_TASK_. Tell how many lines contain the word "this". Reply with the number only.

_DATA LISTING_.
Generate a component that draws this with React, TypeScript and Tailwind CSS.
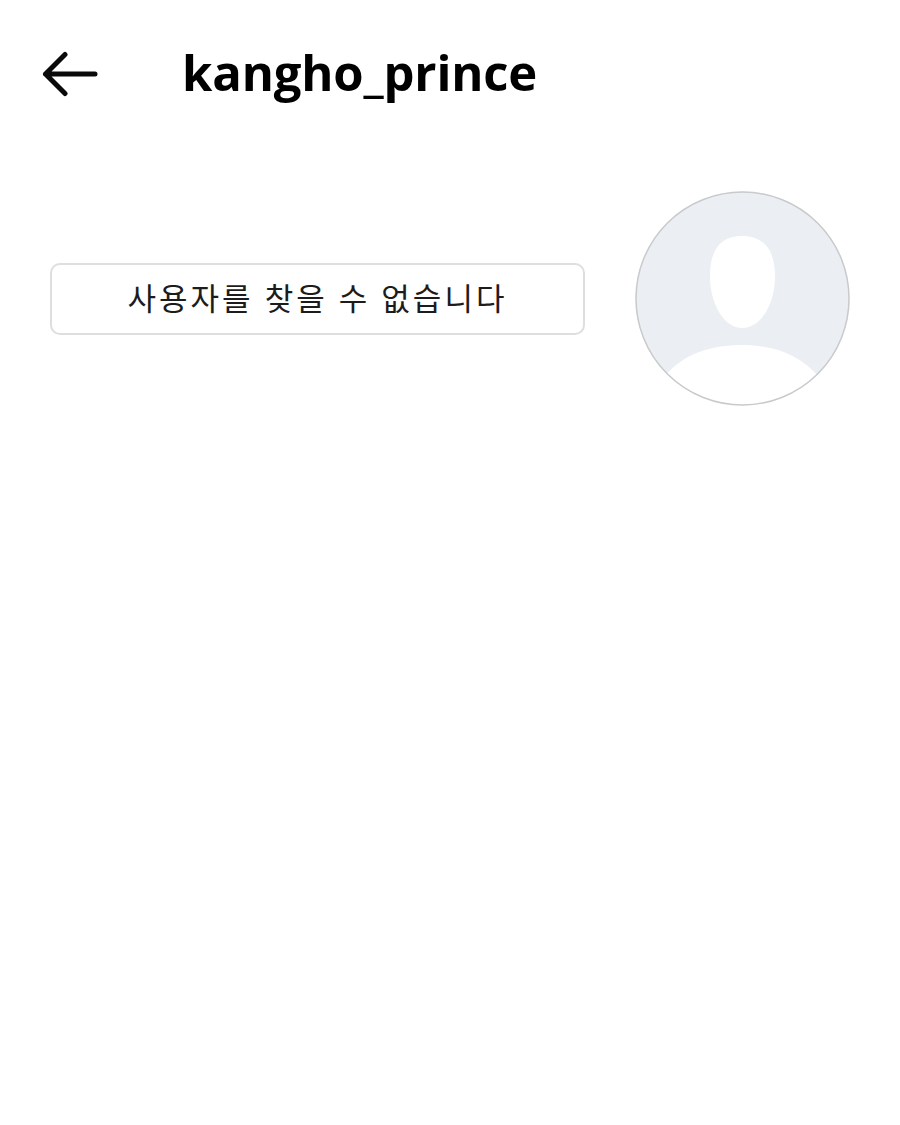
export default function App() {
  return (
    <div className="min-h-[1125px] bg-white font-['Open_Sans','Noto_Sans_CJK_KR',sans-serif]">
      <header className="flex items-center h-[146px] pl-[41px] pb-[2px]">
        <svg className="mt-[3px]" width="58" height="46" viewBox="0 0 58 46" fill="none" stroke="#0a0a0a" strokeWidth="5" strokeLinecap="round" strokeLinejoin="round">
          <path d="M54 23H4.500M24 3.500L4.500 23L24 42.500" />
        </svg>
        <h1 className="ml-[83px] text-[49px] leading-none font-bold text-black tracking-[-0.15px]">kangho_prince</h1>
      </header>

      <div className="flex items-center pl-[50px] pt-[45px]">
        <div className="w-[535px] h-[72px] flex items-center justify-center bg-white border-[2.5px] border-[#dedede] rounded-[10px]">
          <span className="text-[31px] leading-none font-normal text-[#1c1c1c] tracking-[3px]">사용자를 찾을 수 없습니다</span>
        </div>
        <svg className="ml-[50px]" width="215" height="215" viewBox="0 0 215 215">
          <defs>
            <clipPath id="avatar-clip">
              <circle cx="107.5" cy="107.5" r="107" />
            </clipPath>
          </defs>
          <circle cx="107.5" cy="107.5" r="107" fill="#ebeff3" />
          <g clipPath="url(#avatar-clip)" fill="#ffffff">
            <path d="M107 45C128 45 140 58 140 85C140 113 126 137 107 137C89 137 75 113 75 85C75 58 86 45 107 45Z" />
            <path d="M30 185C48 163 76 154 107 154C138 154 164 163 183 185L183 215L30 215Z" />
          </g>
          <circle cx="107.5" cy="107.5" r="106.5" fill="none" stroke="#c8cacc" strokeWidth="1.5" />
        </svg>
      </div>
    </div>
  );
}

---

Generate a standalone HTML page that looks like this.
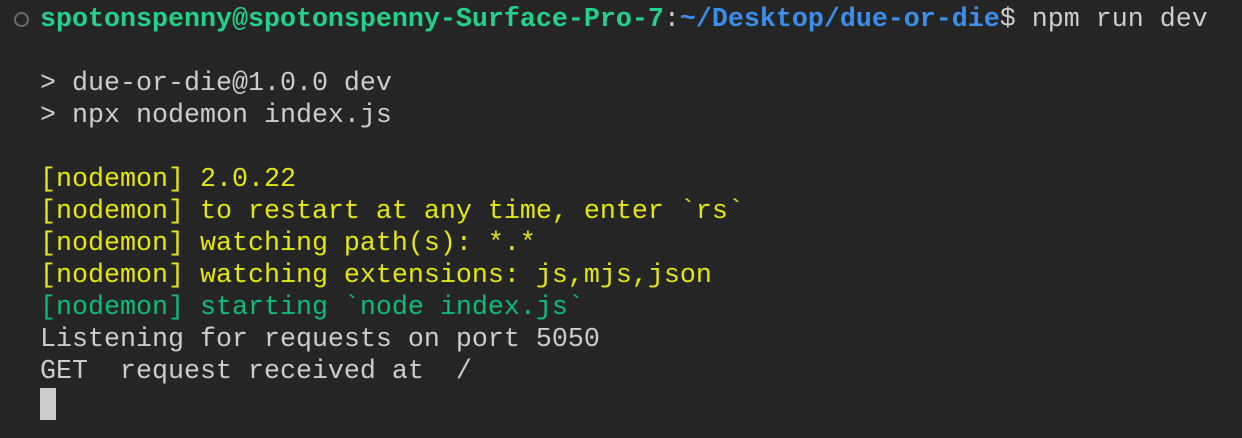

_COMPLETE ANSWER_. 2